Author: Victoria Brownworth

December 15, 2010

Lambda Literary Award Finalist

One of the things that makes Val McDermid one of the best mystery writers on the planet—in the company of greats like Ruth Rendell and P.D. James—is how seamlessly she weaves current issues into her novels.

McDermid has written more than 20 mysteries—all meaty, multi-layered 500-page books that like those of her fellow Brits (McDermid is Scottish, but lives in England), Rendell and James meld the formulaic mystery with the serious literary novel.

One is always tempted to use that over-used phrase “page-turner,” but McDermid’s novels are so much more than page-turners.

One lingers over each line because the prose is so rich and full. The opening two pages, a prologue of sorts, of her latest Tony Hill novel, Fever of the Bone (Harper) are so dramatic, so engrossing that they need to be read more than once before one can move on into the novel itself.

And they set the pace, which is both languid, like the slow bleed of a puncture wound, and pulsing, like a slit carotid.

McDermid gets zeitgeist.

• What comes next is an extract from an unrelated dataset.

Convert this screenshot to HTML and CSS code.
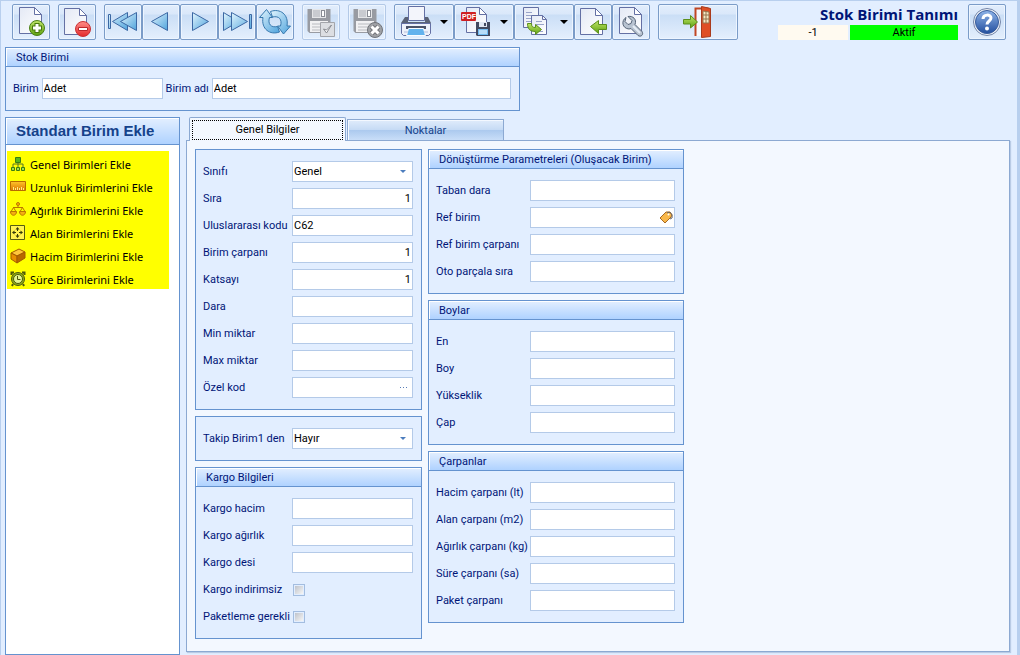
FILE: index.html
```html
<!DOCTYPE html>
<html lang="tr">
  <head>
    <meta charset="UTF-8" />
    <meta name="viewport" content="width=device-width, initial-scale=1.0" />
    <title>Stok Birimi Tanımı</title>
    <link rel="stylesheet" href="styles.css">
  </head>
  <body>
    <!-- shared gradients and shapes -->
    <svg class="defs" width="0" height="0" aria-hidden="true">
      <defs>
        <linearGradient id="g-page" x1="0" y1="0" x2="1" y2="1"><stop offset="0" stop-color="#e4e9f5"/><stop offset="1" stop-color="#fff"/></linearGradient>
        <linearGradient id="g-blue" x1="0" y1="0" x2="1" y2="1"><stop offset="0" stop-color="#e2f5fe"/><stop offset="1" stop-color="#4fa3dc"/></linearGradient>
        <linearGradient id="g-green" x1="0" y1="0" x2="0" y2="1"><stop offset="0" stop-color="#c0e66a"/><stop offset="1" stop-color="#5da10f"/></linearGradient>
        <linearGradient id="g-red" x1="0" y1="0" x2="0" y2="1"><stop offset="0" stop-color="#ff8d88"/><stop offset="1" stop-color="#e3292b"/></linearGradient>
        <linearGradient id="g-help" x1="0" y1="0" x2="0" y2="1"><stop offset="0" stop-color="#8fb4e8"/><stop offset="1" stop-color="#234f9f"/></linearGradient>
        <linearGradient id="g-orange" x1="0" y1="0" x2="0" y2="1"><stop offset="0" stop-color="#ffc52a"/><stop offset="1" stop-color="#dc7600"/></linearGradient>
        <symbol id="page" viewBox="0 0 32 32">
          <path d="M4.500 1.500h15l7 7v19h-22z" fill="url(#g-page)" stroke="#6470a4"/>
          <path d="M19.500 1.500v7h7z" fill="#fff" stroke="#6470a4" stroke-linejoin="round"/>
        </symbol>
        <symbol id="floppy" viewBox="0 0 32 32">
          <path d="M2.500 3h23v24h-21l-2-2z" fill="#989ba2"/>
          <path d="M7 3h14v9H7z" fill="#e5e6e8"/>
          <path d="M8 4h7v7H8z" fill="#c9cbd0"/><path d="M16 4h4v7h-4z" fill="#898c94"/><path d="M17 5h2v5h-2z" fill="#fff"/>
          <path d="M5 15h18v11H5z" fill="#f1f1f3"/>
          <path d="M7 18h13M7 21h13M7 24h13" stroke="#b9bbc0"/>
        </symbol>
      </defs>
    </svg>

    <div class="window">
      <header class="toolbar">
        <div class="tool-group">
          <button class="tool" type="button" aria-label="Yeni">
            <svg viewBox="0 0 32 32"><use href="#page"/><circle cx="22" cy="22" r="7.500" fill="url(#g-green)" stroke="#4a7f18"/><path d="M22 17v10M17 22h10" stroke="#47760f" stroke-width="5"/><path d="M22 18v8M18 22h8" stroke="#fff" stroke-width="3"/></svg>
          </button>
        </div>
        <div class="tool-group">
          <button class="tool" type="button" aria-label="Sil">
            <svg viewBox="0 0 32 32"><use href="#page" x="-1" y="1"/><circle cx="22" cy="23" r="7.500" fill="url(#g-red)" stroke="#c83236"/><path d="M17.500 21.500h9v3h-9z" fill="#fff" stroke="#b9282c"/></svg>
          </button>
        </div>
        <div class="tool-group">
          <button class="tool" type="button" aria-label="İlk">
            <svg viewBox="0 0 32 32" fill="url(#g-blue)" stroke="#3c68a4" stroke-linejoin="round"><path d="M1.500 8.500h2v14h-2zM20.500 6.500v18l-15-9z"/><path d="M29.500 6.500v18l-16-9z"/></svg>
          </button>
          <button class="tool" type="button" aria-label="Önceki">
            <svg viewBox="0 0 32 32" fill="url(#g-blue)" stroke="#3c68a4" stroke-linejoin="round"><path d="M22.500 6.500v18l-16-9z"/></svg>
          </button>
          <button class="tool" type="button" aria-label="Sonraki">
            <svg viewBox="0 0 32 32" fill="url(#g-blue)" stroke="#3c68a4" stroke-linejoin="round"><path d="M9.500 6.500v18l16-9z"/></svg>
          </button>
          <button class="tool" type="button" aria-label="Son">
            <svg viewBox="0 0 32 32" fill="url(#g-blue)" stroke="#3c68a4" stroke-linejoin="round"><path d="M2.500 6.500v18l15-9z"/><path d="M10.500 6.500v18l16-9zM28.500 8.500h2v14h-2z"/></svg>
          </button>
          <button class="tool" type="button" aria-label="Yenile">
            <svg viewBox="0 0 32 32" fill="url(#g-blue)" stroke="#3678ae" stroke-linejoin="round"><path d="M7.500 3.500L13.500 11.500H10.500C8.500 18 12 22 18.500 20.500L20.500 26C11 29.500 2 23 4 11.500H.5z"/><path d="M24.500 28L18.500 20H21.500C23.500 13.500 20 9.500 13.500 11L11.500 5.500C21 2 30 8.500 28 20H31.500z"/></svg>
          </button>
        </div>
        <div class="tool-group">
          <button class="tool" type="button" aria-label="Kaydet" disabled>
            <svg viewBox="0 0 32 32"><use href="#floppy"/><path d="M15.500 16.500h14v14h-14z" fill="#dcdee2" stroke="#a3a5aa"/><path d="M18.500 23l3 4 5-8-5 5z" fill="#fff" stroke="#888a90"/></svg>
          </button>
        </div>
        <div class="tool-group">
          <button class="tool" type="button" aria-label="Vazgeç" disabled>
            <svg viewBox="0 0 32 32"><use href="#floppy"/><circle cx="24" cy="24" r="7.500" fill="#a0a2a6" stroke="#707379"/><path d="M20.500 20.500l7 7M27.500 20.500l-7 7" stroke="#74767b" stroke-width="5"/><path d="M20.500 20.500l7 7M27.500 20.500l-7 7" stroke="#fff" stroke-width="3"/></svg>
          </button>
        </div>
        <div class="tool-group">
          <button class="tool tool-menu" type="button" aria-label="Yazdır">
            <svg viewBox="0 0 32 32"><path d="M8.500.500h16v14h-16z" fill="#f3f5fb" stroke="#6470a4"/><path d="M5 11h3v5h17v-5h3l3 6v8H1v-8z" fill="#5a6276"/><path d="M1.500 17.500h29v10l-2 2h-25l-2-2z" fill="#eef1fa" stroke="#6470a4"/><path d="M6 20h20v3H6z" fill="#4b5269"/><path d="M8.500 22.500h15l2 7h-19z" fill="#62b2ed" stroke="#f8fbff"/><path d="M4 26h4M24 26h4" stroke="#b7c0dc"/></svg>
            <span class="caret"></span>
          </button>
          <button class="tool tool-menu" type="button" aria-label="PDF kaydet">
            <svg viewBox="0 0 32 32"><path d="M6.500 1.500h13l7 7v18h-20z" fill="url(#g-page)" stroke="#6470a4"/><path d="M19.500 1.500v7h7z" fill="#fff" stroke="#6470a4"/><rect x="1" y="6" width="15" height="9" rx="1" fill="#cf1f23"/><text x="2" y="13" class="pdf-text">PDF</text><path d="M16 16h14v14H17l-1-1z" fill="#414960"/><path d="M19 16h8v5h-8z" fill="#dfe6f2"/><path d="M24 17h2v3h-2z" fill="#414960"/><path d="M18 23h10v6H18z" fill="#70baf0"/><path d="M19 25h8M19 27h8" stroke="#fff"/></svg>
            <span class="caret"></span>
          </button>
          <button class="tool tool-menu" type="button" aria-label="Kopyala">
            <svg viewBox="0 0 32 32"><path d="M3.500 1.500h15v20h-15z" fill="url(#g-page)" stroke="#6470a4"/><path d="M6 6.500h6M6 9.500h10M6 12.500h7M6 15.500h7" stroke="#99a4c9"/><path d="M11.500 9.500h11l4 4v15h-15z" fill="url(#g-page)" stroke="#6470a4"/><path d="M22.500 9.500v4h4" fill="none" stroke="#6470a4"/><path d="M16 15.500h6M16 18.500h8M16 25.500h7" stroke="#99a4c9"/><path d="M7.500 17.500h4c0 3 1 4 4 4v-3l6 5-6 5v-3c-5 0-8-2-8-8z" fill="url(#g-green)" stroke="#5b8f1c"/></svg>
            <span class="caret"></span>
          </button>
          <button class="tool" type="button" aria-label="Aktar">
            <svg viewBox="0 0 32 32"><use href="#page" x="-1" y="1"/><path d="M13.500 20.500l8-6v4h8v5h-8v4z" fill="url(#g-green)" stroke="#5b8f1c" stroke-linejoin="round"/></svg>
          </button>
          <button class="tool" type="button" aria-label="Ayarlar">
            <svg viewBox="0 0 32 32"><use href="#page"/><path d="M11 11.500c-5 3-4 11 3 11.500l2-.5 7 7c3 2 6-1 4-4l-7-7c2-5-2-9-7-8l4 4-1 3-3 1-3-3z" fill="#b8c3d1" stroke="#566477" stroke-linejoin="round"/><path d="M18 20l7 7" stroke="#e6edf5" stroke-width="2"/></svg>
          </button>
        </div>
        <div class="tool-group">
          <button class="tool tool-exit" type="button" aria-label="Çıkış">
            <svg viewBox="0 0 32 32"><path d="M13.500 30V2.500h12V30" fill="#f6f8fc" stroke="#c04624" stroke-width="2"/><path d="M19.500.500l9 2v28l-9 1z" fill="#df4f25" stroke="#a93b1c"/><path d="M21 5l6 1v11h-6z" fill="#f5e8c3" stroke="#95744e"/><path d="M24 5v12M21 9h6M21 13h6" stroke="#95744e"/><path d="M1.500 13.500h7v-4l7 6.500-7 6v-4h-7z" fill="url(#g-green)" stroke="#5b8f1c" stroke-linejoin="round"/></svg>
          </button>
        </div>

        <div class="page-info">
          <h1>Stok Birimi Tanımı</h1>
          <div class="status">
            <span class="status-id">-1</span>
            <span class="status-active">Aktif</span>
          </div>
        </div>
        <button class="tool" type="button" aria-label="Yardım">
          <svg viewBox="0 0 32 32"><circle cx="16" cy="16" r="13.500" fill="#eef1f7" stroke="#7385a8"/><circle cx="16" cy="16" r="11.500" fill="url(#g-help)" stroke="#385c9c"/><path d="M12 13c0-5 8-5 8-1 0 3-4 3-4 6.500" fill="none" stroke="#fff" stroke-width="3"/><circle cx="16" cy="22.500" r="2" fill="#fff"/></svg>
        </button>
      </header>

      <section class="group unit-group">
        <h2>Stok Birimi</h2>
        <div class="unit-fields">
          <label for="birim">Birim</label>
          <input type="text" id="birim" class="unit-code" value="Adet" />
          <label for="birim-adi">Birim adı</label>
          <input type="text" id="birim-adi" class="unit-name" value="Adet" />
        </div>
      </section>

      <div class="content">
        <aside class="sidebar">
          <h2>Standart Birim Ekle</h2>
          <ul>
            <li><button type="button"><svg viewBox="0 0 16 16"><path d="M8 5v6M3 12V8h10v4" fill="none" stroke="#557526"/><path d="M5.500 1.500h5v5h-5z" fill="#56b51c" stroke="#397c12"/><path d="M1.500 11.500h3v3h-3zM6.500 11.500h3v3h-3zM11.500 11.500h3v3h-3z" fill="#a4df4a" stroke="#397c12"/></svg>Genel Birimleri Ekle</button></li>
            <li><button type="button"><svg viewBox="0 0 16 16"><path d="M.5 2.500h15v9H.5z" fill="url(#g-orange)" stroke="#b86b00"/><path d="M3.500 8v3M5.500 9v2M7.500 8v3M9.500 9v2M11.500 8v3M13.500 9v2" stroke="#ffec86"/></svg>Uzunluk Birimlerini Ekle</button></li>
            <li><button type="button"><svg viewBox="0 0 16 16" fill="none" stroke="#bb7600"><circle cx="8" cy="2" r="1.500" fill="#ffb200"/><path d="M8 4v2M3 5.500h10M3.500 5.500l-3 5M3.500 5.500l3 5M12.500 5.500l-3 5M12.500 5.500l3 5"/><path d="M.5 9.500h6c0 5-6 5-6 0zM9.500 9.500h6c0 5-6 5-6 0z" fill="#f4ae12"/></svg>Ağırlık Birimlerini Ekle</button></li>
            <li><button type="button"><svg viewBox="0 0 16 16"><path d="M.5.500h14v14H.5z" fill="#fff34f" stroke="#555e10"/><path d="M7.500 3v3M7.500 9v3M3 7.500h3M9 7.500h3" stroke="#343b09"/><path d="M5.500 4.500h4l-2-2.500zM5.500 10.500h4l-2 2.500zM4.500 5.500v4L2 7.500zM10.500 5.500v4L13 7.500z" fill="#343b09"/></svg>Alan Birimlerini Ekle</button></li>
            <li><button type="button"><svg viewBox="0 0 16 16" stroke="#a45b00" stroke-linejoin="round"><path d="M1 5l8-4 6 3-8 4z" fill="#ffc63b"/><path d="M1 5l6 3v7l-6-4z" fill="#e98f00"/><path d="M7 8l8-4v6l-8 5z" fill="#b76900"/></svg>Hacim Birimlerini Ekle</button></li>
            <li><button type="button"><svg viewBox="0 0 16 16" fill="#b7e61b" stroke="#4c570b"><path d="M1.500 4V1.500H4M14.500 4V1.500H12M3 13l-1 2M13 13l1 2" stroke-width="2"/><circle cx="8" cy="8" r="6.500" fill="#8fae1a"/><circle cx="8" cy="8" r="4.500" fill="#e4f590"/><path d="M7.500 5v3.500h3" fill="none"/></svg>Süre Birimlerini Ekle</button></li>
          </ul>
        </aside>

        <main class="tabs">
          <div class="tab-list" role="tablist">
            <button class="tab active" type="button" role="tab" aria-selected="true"><span>Genel Bilgiler</span></button>
            <button class="tab" type="button" role="tab" aria-selected="false"><span>Noktalar</span></button>
          </div>
          <div class="tab-panel" role="tabpanel">
            <div class="column column-left">
              <section class="group">
                <div class="fields">
                  <label for="sinifi">Sınıfı</label>
                  <div class="field"><select id="sinifi"><option>Genel</option></select><span class="arrow"></span></div>
                  <label for="sira">Sıra</label>
                  <input type="text" id="sira" class="number" value="1" />
                  <label for="kod">Uluslararası kodu</label>
                  <input type="text" id="kod" value="C62" />
                  <label for="carpan">Birim çarpanı</label>
                  <input type="text" id="carpan" class="number" value="1" />
                  <label for="katsayi">Katsayı</label>
                  <input type="text" id="katsayi" class="number" value="1" />
                  <label for="dara">Dara</label>
                  <input type="text" id="dara" />
                  <label for="min">Min miktar</label>
                  <input type="text" id="min" />
                  <label for="max">Max miktar</label>
                  <input type="text" id="max" />
                  <label for="ozel">Özel kod</label>
                  <div class="field"><input type="text" id="ozel" /><button class="lookup" type="button" aria-label="Seç"><svg viewBox="0 0 16 16" fill="#5a7fb8"><path d="M4 8h1v1H4zM7 8h1v1H7zM10 8h1v1h-1z"/></svg></button></div>
                </div>
              </section>
              <section class="group">
                <div class="fields">
                  <label for="takip">Takip Birim1 den</label>
                  <div class="field"><select id="takip"><option>Hayır</option></select><span class="arrow"></span></div>
                </div>
              </section>
              <section class="group">
                <h2>Kargo Bilgileri</h2>
                <div class="fields">
                  <label for="hacim">Kargo hacim</label>
                  <input type="text" id="hacim" />
                  <label for="agirlik">Kargo ağırlık</label>
                  <input type="text" id="agirlik" />
                  <label for="desi">Kargo desi</label>
                  <input type="text" id="desi" />
                  <label for="indirimsiz">Kargo indirimsiz</label>
                  <input type="checkbox" id="indirimsiz" />
                  <label for="paketleme">Paketleme gerekli</label>
                  <input type="checkbox" id="paketleme" />
                </div>
              </section>
            </div>

            <div class="column column-right">
              <section class="group">
                <h2>Dönüştürme Parametreleri (Oluşacak Birim)</h2>
                <div class="fields">
                  <label for="taban">Taban dara</label>
                  <input type="text" id="taban" />
                  <label for="ref">Ref birim</label>
                  <div class="field"><input type="text" id="ref" /><button class="lookup" type="button" aria-label="Seç"><svg viewBox="0 0 16 16"><path d="M2 9l6-6h4l2 3-1 2-6 6z" fill="#f9b84a" stroke="#a66a26" stroke-linejoin="round"/><circle cx="10.500" cy="5.500" r="1" fill="#fff"/><path d="M9 4c3-2 6 1 5 5l-2 1" fill="none" stroke="#63656b"/></svg></button></div>
                  <label for="ref-carpan">Ref birim çarpanı</label>
                  <input type="text" id="ref-carpan" />
                  <label for="oto">Oto parçala sıra</label>
                  <input type="text" id="oto" />
                </div>
              </section>
              <section class="group">
                <h2>Boylar</h2>
                <div class="fields">
                  <label for="en">En</label>
                  <input type="text" id="en" />
                  <label for="boy">Boy</label>
                  <input type="text" id="boy" />
                  <label for="yukseklik">Yükseklik</label>
                  <input type="text" id="yukseklik" />
                  <label for="cap">Çap</label>
                  <input type="text" id="cap" />
                </div>
              </section>
              <section class="group">
                <h2>Çarpanlar</h2>
                <div class="fields">
                  <label for="c-hacim">Hacim çarpanı (lt)</label>
                  <input type="text" id="c-hacim" />
                  <label for="c-alan">Alan çarpanı (m2)</label>
                  <input type="text" id="c-alan" />
                  <label for="c-agirlik">Ağırlık çarpanı (kg)</label>
                  <input type="text" id="c-agirlik" />
                  <label for="c-sure">Süre çarpanı (sa)</label>
                  <input type="text" id="c-sure" />
                  <label for="c-paket">Paket çarpanı</label>
                  <input type="text" id="c-paket" />
                </div>
              </section>
            </div>
          </div>
        </main>
      </div>
    </div>
  </body>
</html>
```

FILE: styles.css
```css
* {
  box-sizing: border-box;
}

body {
  margin: 0;
  font-family: Roboto, "Liberation Sans", sans-serif;
  font-size: 11px;
  line-height: 13px;
  color: #001577;
  background-color: #e2eeff;
}

h1,
h2,
ul {
  margin: 0;
  padding: 0;
}

button,
input,
select {
  font: inherit;
}

.defs {
  position: absolute;
}

.window {
  min-height: 100vh;
  display: flex;
  flex-direction: column;
  border: 1px solid #b8cfee;
  border-right-width: 3px;
  border-bottom: none;
}

/* toolbar */
.toolbar {
  display: flex;
  gap: 8px;
  padding: 3px 11px 7px;
}

.tool-group {
  display: flex;
}

.tool {
  display: flex;
  align-items: center;
  justify-content: center;
  width: 38px;
  height: 36px;
  padding: 0;
  border: 1px solid #7b9cc8;
  border-radius: 2px;
  background: linear-gradient(#e2edfc 0%, #dae8fa 27%, #cadef6 29%, #e4effd 100%);
  box-shadow: inset 0 0 0 1px #edf5ff;
}

.tool svg {
  width: 32px;
  height: 32px;
}

.tool:disabled {
  border-color: #b3c9e7;
}

.tool-menu {
  width: 60px;
  gap: 8px;
}

.tool-exit {
  width: 80px;
}

.caret {
  border: 4px solid transparent;
  border-top-color: #000;
  border-bottom: none;
}

.pdf-text {
  font: bold 7px "Liberation Sans", sans-serif;
  fill: #fff;
}

.page-info {
  width: 180px;
  margin-left: auto;
  margin-right: 2px;
}

.page-info h1 {
  font-family: "Open Sans", sans-serif;
  font-size: 15px;
  line-height: 21px;
  text-align: right;
  white-space: nowrap;
}

.status {
  display: flex;
  gap: 2px;
  color: #000;
  line-height: 15px;
  text-align: center;
}

.status-id {
  width: 70px;
  background-color: #fffaf0;
}

.status-active {
  flex: 1;
  background-color: #00ff00;
}

/* group boxes */
.group {
  border: 1px solid #6593cf;
  background-color: #e2eeff;
}

.group h2 {
  padding: 3px 10px 2px;
  border-bottom: 1px solid #6593cf;
  box-shadow: inset 1px 1px 0 #fff;
  background: linear-gradient(#e3efff, #afd2ff);
  font-size: 11px;
  font-weight: normal;
}

.unit-group {
  width: 515px;
  margin-left: 4px;
}

.unit-fields {
  display: flex;
  align-items: center;
  padding: 11px 8px 11px 7px;
  gap: 3px;
}

.unit-code {
  width: 121px;
}

.unit-name {
  flex: 1;
}

input[type="text"],
select {
  min-width: 0;
  height: 21px;
  padding: 0 1px;
  border: 1px solid #b4cae8;
  border-radius: 0;
  background-color: #fff;
  color: #000;
}

input.number {
  text-align: right;
}

select {
  appearance: none;
}

.field {
  position: relative;
  display: flex;
}

.field input,
.field select {
  width: 100%;
}

.arrow {
  position: absolute;
  top: 9px;
  right: 7px;
  border: 3px solid transparent;
  border-top-color: #4c7dbd;
  border-bottom: none;
  pointer-events: none;
}

.lookup {
  position: absolute;
  top: 2px;
  right: 1px;
  width: 16px;
  height: 16px;
  padding: 0;
  border: none;
  background: none;
}

input[type="checkbox"] {
  appearance: none;
  width: 12px;
  height: 12px;
  margin: 0 0 0 1px;
  border: 1px solid #a3bde0;
  background: linear-gradient(135deg, #bfc3cb, #f6f6f6) content-box #fff;
  padding: 1px;
}

/* content */
.content {
  flex: 1;
  display: flex;
  gap: 6px;
  padding: 6px 7px 0 4px;
}

.sidebar {
  width: 175px;
  border: 1px solid #6593cf;
  background-color: #fff;
}

.sidebar h2 {
  padding: 0 10px;
  border-bottom: 1px solid #6593cf;
  box-shadow: inset 1px 1px 0 #fff;
  background: linear-gradient(#e3efff, #afd2ff);
  color: #15428b;
  font: bold 15px/26px "Liberation Sans", sans-serif;
}

.sidebar ul {
  width: 162px;
  margin: 6px 1px;
  list-style: none;
  background-color: #ff0;
}

.sidebar li button {
  display: flex;
  align-items: center;
  gap: 4px;
  width: 100%;
  height: 23px;
  padding: 3px 3px 0;
  border: none;
  background: none;
  color: #000;
  font-family: "Noto Sans", sans-serif;
  font-size: 11px;
  white-space: nowrap;
}

.sidebar li svg {
  width: 16px;
  height: 16px;
}

/* tabs */
.tabs {
  flex: 1;
  display: flex;
  flex-direction: column;
  margin-bottom: 3px;
}

.tab-list {
  display: flex;
  align-items: flex-end;
  gap: 1px;
  padding-left: 3px;
}

.tab {
  width: 157px;
  height: 21px;
  padding: 0;
  border: 1px solid #8ca9d2;
  border-bottom: none;
  background: linear-gradient(#e0ecfb 0%, #c6dbf5 48%, #abc9ee 50%, #c9def8 100%);
  box-shadow: inset 1px 1px 0 #f3f8ff;
  color: #15428b;
}

.tab.active {
  position: relative;
  height: 24px;
  margin-bottom: -1px;
  padding: 2px;
  border-radius: 2px 2px 0 0;
  background: #f3f8ff;
  color: #000;
}

.tab.active span {
  display: block;
  border: 1px dotted #000;
  line-height: 18px;
}

.tab-panel {
  flex: 1;
  display: flex;
  align-items: flex-start;
  gap: 6px;
  padding: 8px;
  border: 1px solid #8ca9d2;
  box-shadow: 1px 1px 1px #b9cbe5;
  background-color: #f3f8ff;
}

.column {
  display: flex;
  flex-direction: column;
  gap: 6px;
}

.column-left {
  width: 227px;
}

.column-right {
  width: 256px;
}

.fields {
  display: grid;
  grid-template-columns: 89px 1fr;
  grid-auto-rows: 21px;
  align-items: center;
  row-gap: 6px;
  padding: 11px 8px 11px 7px;
}

.column-right .fields {
  grid-template-columns: 94px 1fr;
}

.fields label {
  white-space: nowrap;
}
```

In Fever of the Bone, she incorporates the 21st century drama of the Internet into a compelling and at times painful tale of torture, perversion and, of course, murder. This is a thriller in the truest sense of the term.

Internet bullying is a growing and fiendish trend; many of us have been its victims. The anonymity of online exchanges allows bullies free-range that they don’t have in non-virtual life. It’s hit-and-run driving with no consequences.

In addition, the protective cocoon of the Internet draws the insecure, the shy, the lonely, the shut-in and the perilously damaged.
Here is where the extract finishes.